7. High-Frequency Data Access (Hot Data)
Use Case:
Accessing data frequently or in real time, such as transactional data, real-time logs, or operational data, where performance and low-latency access are key.
-
Best Choice:
Azure Blob Storage (Hot Tier) and AWS S3 Standard are optimized for high-frequency data access, both offering low-latency access to frequently used data. -
Recommendation:
- Use Azure Blob (Hot Tier) if you’re processing high-frequency operational data within Azure, such as for real-time analytics, IoT data, or transactional data.
- Use AWS S3 Standard if you need fast access to operational or transactional data in AWS, especially when integrated with real-time analytics services like Athena or Redshift.
Conclusion: Key Considerations for Choosing the Right Cloud Storage
- Ecosystem Integration: Choose the storage solution that integrates best with the cloud services and tools you’re already using (AWS vs. Azure).
- Data Access Frequency: Hot data (frequently accessed) should go into the standard or hot tier, while cold or archival data should be moved to lower-cost tiers like AWS Glacier or Azure Archive.

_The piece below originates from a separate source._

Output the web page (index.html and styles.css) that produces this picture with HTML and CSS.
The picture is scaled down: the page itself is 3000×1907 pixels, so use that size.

- Compliance Needs: If you have legal or regulatory data retention requirements, consider storage solutions that offer features like immutability (e.g., AWS S3 Object Lock).
- Disaster Recovery: If redundancy and fast disaster recovery are essential, consider services with geo-replication, like Azure GRS or AWS cross-region replication.
- Cost: Compare pricing based on the access patterns, size, and redundancy needs of your data.
By understanding these use cases and the features provided by AWS S3 and Azure Blob Storage, you can make an informed choice to align your data storage strategy with your organization’s requirements.